# Aim:
Leaving the pictures aside, transcribe every line below exactly.
* start Collected material *
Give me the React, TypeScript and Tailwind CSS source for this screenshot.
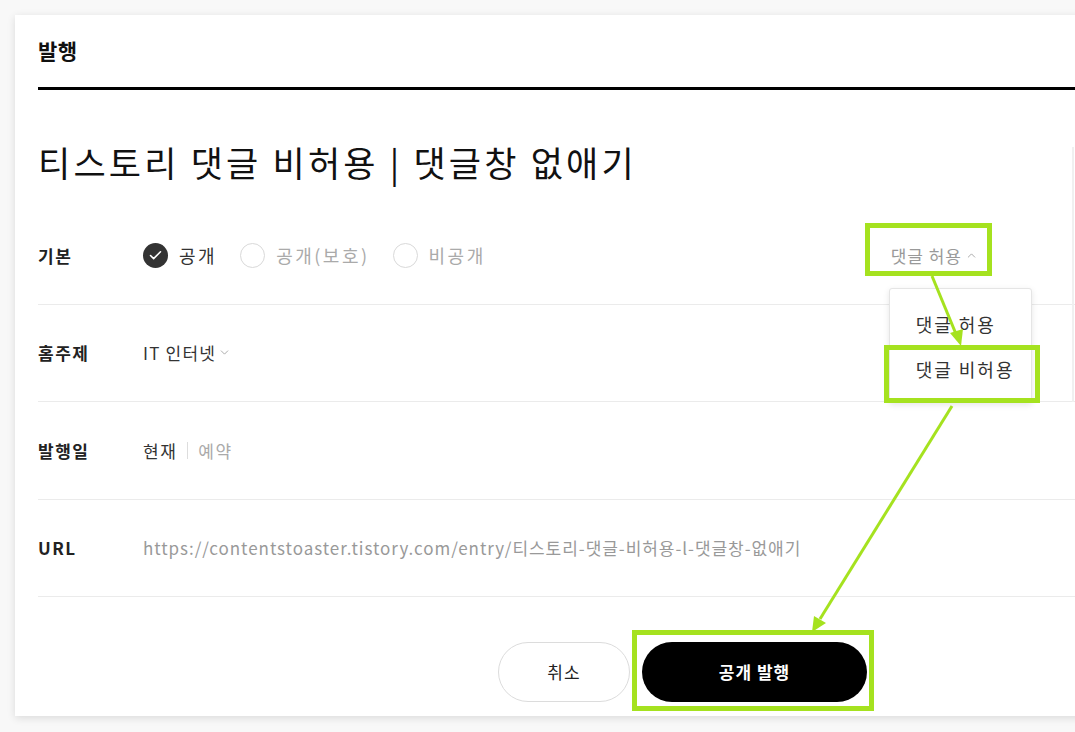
import { ChevronDown, ChevronUp, Check } from "lucide-react";

const font = { fontFamily: '"Noto Sans CJK KR", "Noto Sans", sans-serif' };

function Radio({ label, checked }: { label: string; checked?: boolean }) {
  return (
    <label className="flex items-center gap-[11px]">
      {checked ? (
        <span className="flex h-[25px] w-[25px] items-center justify-center rounded-full bg-[#333]">
          <Check className="h-[15px] w-[15px] text-white" strokeWidth={2.5} />
        </span>
      ) : (
        <span className="h-[25px] w-[25px] rounded-full border-[1.5px] border-[#d9d9d9]" />
      )}
      <span className={checked ? "text-[#333]" : "text-[#aaa]"}>{label}</span>
    </label>
  );
}

function Row({ label, children }: { label: string; children: React.ReactNode }) {
  return (
    <div className="flex h-[97.5px] items-center border-b border-[#ebebeb]">
      <div className="w-[105px] text-[17px] font-bold tracking-[1.5px] text-[#222]">{label}</div>
      {children}
    </div>
  );
}

export default function App() {
  return (
    <div className="relative h-[732px] w-full overflow-hidden bg-[#f8f8f8] pl-[15px] pt-[15px]" style={font}>
      <div className="relative h-[701px] w-[1100px] bg-white pl-[23px] shadow-[0_2px_8px_rgba(0,0,0,0.12)]">
        <div className="flex h-[72px] items-center text-[21px] font-bold tracking-[0.5px] text-[#111]">발행</div>
        <div className="h-[3px] bg-black" />

        <div className="pb-[23px] pt-[50px] text-[35px] leading-[44px] tracking-[3.2px] text-[#111]">
          티스토리 댓글 비허용 | 댓글창 없애기
        </div>

        <Row label="기본">
          <div className="flex items-center gap-[23px] text-[18px] tracking-[2.5px]">
            <Radio label="공개" checked />
            <Radio label="공개(보호)" />
            <Radio label="비공개" />
          </div>
          <div className="relative ml-auto mr-[137px] flex items-center gap-[3px] text-[17px] tracking-[1px] text-[#999]">
            댓글 허용
            <ChevronUp className="h-[13px] w-[13px]" strokeWidth={1.5} />
            <div className="absolute left-[-2px] top-[45px] z-10 w-[143px] rounded-[3px] border border-[#e5e5e5] bg-white pb-[10px] pt-[13px] text-[18px] tracking-[2px] text-[#333] shadow-[0_2px_6px_rgba(0,0,0,0.1)]">
              <div className="flex h-[45px] items-center whitespace-nowrap pl-[26px]">댓글 허용</div>
              <div className="flex h-[45px] items-center whitespace-nowrap pl-[26px]">댓글 비허용</div>
            </div>
          </div>
        </Row>

        <Row label="홈주제">
          <div className="flex items-center gap-[2px] text-[17px] tracking-[1.2px] text-[#333]">
            IT 인터넷
            <ChevronDown className="h-[13px] w-[13px] text-[#999]" strokeWidth={1.5} />
          </div>
        </Row>

        <Row label="발행일">
          <div className="flex items-center text-[17px] tracking-[1.5px]">
            <span className="text-[#333]">현재</span>
            <span className="mx-[10px] h-[17px] w-px bg-[#ddd]" />
            <span className="text-[#aaa]">예약</span>
          </div>
        </Row>

        <Row label="URL">
          <div className="whitespace-nowrap text-[17px] tracking-[0.95px] text-[#999]">
            https://contentstoaster.tistory.com/entry/티스토리-댓글-비허용-l-댓글창-없애기
          </div>
        </Row>

        <div className="ml-[460px] mt-[45px] flex gap-[12px]">
          <button className="h-[60px] w-[132px] rounded-full border border-[#dcdcdc] bg-white text-[17px] tracking-[1px] text-[#222]">
            취소
          </button>
          <button className="h-[60px] w-[225px] rounded-full bg-black text-[17px] font-bold tracking-[1px] text-white">
            공개 발행
          </button>
        </div>

        <div className="absolute left-[1057px] top-[132px] h-[255px] w-[2px] bg-[#f0f0f0]" />
      </div>

      {/* annotation overlay */}
      <div className="pointer-events-none absolute left-[865px] top-[223px] z-20 h-[53px] w-[127px] border-[5px] border-[#a5e21f]" />
      <div className="pointer-events-none absolute left-[884px] top-[345px] z-20 h-[58px] w-[156px] border-[5px] border-[#a5e21f]" />
      <div className="pointer-events-none absolute left-[632px] top-[630px] z-20 h-[81px] w-[242px] border-[5px] border-[#a5e21f]" />
      <svg className="pointer-events-none absolute left-0 top-0 z-20" width="1075" height="732">
        <line x1="932" y1="276" x2="956" y2="334" stroke="#a5e21f" strokeWidth="3" />
        <polygon points="961,346 950,333 963,329" fill="#a5e21f" />
        <line x1="952" y1="406" x2="820" y2="619" stroke="#a5e21f" strokeWidth="3" />
        <polygon points="812,632 814,616 826,623" fill="#a5e21f" />
      </svg>
    </div>
  );
}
* end Collected material *
# Completed exercise:
Give me the React, TypeScript and Tailwind CSS source for this screenshot.
import { ChevronDown, ChevronUp, Check } from "lucide-react";

const font = { fontFamily: '"Noto Sans CJK KR", "Noto Sans", sans-serif' };

function Radio({ label, checked }: { label: string; checked?: boolean }) {
  return (
    <label className="flex items-center gap-[11px]">
      {checked ? (
        <span className="flex h-[25px] w-[25px] items-center justify-center rounded-full bg-[#333]">
          <Check className="h-[15px] w-[15px] text-white" strokeWidth={2.5} />
        </span>
      ) : (
        <span className="h-[25px] w-[25px] rounded-full border-[1.5px] border-[#d9d9d9]" />
      )}
      <span className={checked ? "text-[#333]" : "text-[#aaa]"}>{label}</span>
    </label>
  );
}

function Row({ label, children }: { label: string; children: React.ReactNode }) {
  return (
    <div className="flex h-[97.5px] items-center border-b border-[#ebebeb]">
      <div className="w-[105px] text-[17px] font-bold tracking-[1.5px] text-[#222]">{label}</div>
      {children}
    </div>
  );
}

export default function App() {
  return (
    <div className="relative h-[732px] w-full overflow-hidden bg-[#f8f8f8] pl-[15px] pt-[15px]" style={font}>
      <div className="relative h-[701px] w-[1100px] bg-white pl-[23px] shadow-[0_2px_8px_rgba(0,0,0,0.12)]">
        <div className="flex h-[72px] items-center text-[21px] font-bold tracking-[0.5px] text-[#111]">발행</div>
        <div className="h-[3px] bg-black" />

        <div className="pb-[23px] pt-[50px] text-[35px] leading-[44px] tracking-[3.2px] text-[#111]">
          티스토리 댓글 비허용 | 댓글창 없애기
        </div>

        <Row label="기본">
          <div className="flex items-center gap-[23px] text-[18px] tracking-[2.5px]">
            <Radio label="공개" checked />
            <Radio label="공개(보호)" />
            <Radio label="비공개" />
          </div>
          <div className="relative ml-auto mr-[137px] flex items-center gap-[3px] text-[17px] tracking-[1px] text-[#999]">
            댓글 허용
            <ChevronUp className="h-[13px] w-[13px]" strokeWidth={1.5} />
            <div className="absolute left-[-2px] top-[45px] z-10 w-[143px] rounded-[3px] border border-[#e5e5e5] bg-white pb-[10px] pt-[13px] text-[18px] tracking-[2px] text-[#333] shadow-[0_2px_6px_rgba(0,0,0,0.1)]">
              <div className="flex h-[45px] items-center whitespace-nowrap pl-[26px]">댓글 허용</div>
              <div className="flex h-[45px] items-center whitespace-nowrap pl-[26px]">댓글 비허용</div>
            </div>
          </div>
        </Row>

        <Row label="홈주제">
          <div className="flex items-center gap-[2px] text-[17px] tracking-[1.2px] text-[#333]">
            IT 인터넷
            <ChevronDown className="h-[13px] w-[13px] text-[#999]" strokeWidth={1.5} />
          </div>
        </Row>

        <Row label="발행일">
          <div className="flex items-center text-[17px] tracking-[1.5px]">
            <span className="text-[#333]">현재</span>
            <span className="mx-[10px] h-[17px] w-px bg-[#ddd]" />
            <span className="text-[#aaa]">예약</span>
          </div>
        </Row>

        <Row label="URL">
          <div className="whitespace-nowrap text-[17px] tracking-[0.95px] text-[#999]">
            https://contentstoaster.tistory.com/entry/티스토리-댓글-비허용-l-댓글창-없애기
          </div>
        </Row>

        <div className="ml-[460px] mt-[45px] flex gap-[12px]">
          <button className="h-[60px] w-[132px] rounded-full border border-[#dcdcdc] bg-white text-[17px] tracking-[1px] text-[#222]">
            취소
          </button>
          <button className="h-[60px] w-[225px] rounded-full bg-black text-[17px] font-bold tracking-[1px] text-white">
            공개 발행
          </button>
        </div>

        <div className="absolute left-[1057px] top-[132px] h-[255px] w-[2px] bg-[#f0f0f0]" />
      </div>

      {/* annotation overlay */}
      <div className="pointer-events-none absolute left-[865px] top-[223px] z-20 h-[53px] w-[127px] border-[5px] border-[#a5e21f]" />
      <div className="pointer-events-none absolute left-[884px] top-[345px] z-20 h-[58px] w-[156px] border-[5px] border-[#a5e21f]" />
      <div className="pointer-events-none absolute left-[632px] top-[630px] z-20 h-[81px] w-[242px] border-[5px] border-[#a5e21f]" />
      <svg className="pointer-events-none absolute left-0 top-0 z-20" width="1075" height="732">
        <line x1="932" y1="276" x2="956" y2="334" stroke="#a5e21f" strokeWidth="3" />
        <polygon points="961,346 950,333 963,329" fill="#a5e21f" />
        <line x1="952" y1="406" x2="820" y2="619" stroke="#a5e21f" strokeWidth="3" />
        <polygon points="812,632 814,616 826,623" fill="#a5e21f" />
      </svg>
    </div>
  );
}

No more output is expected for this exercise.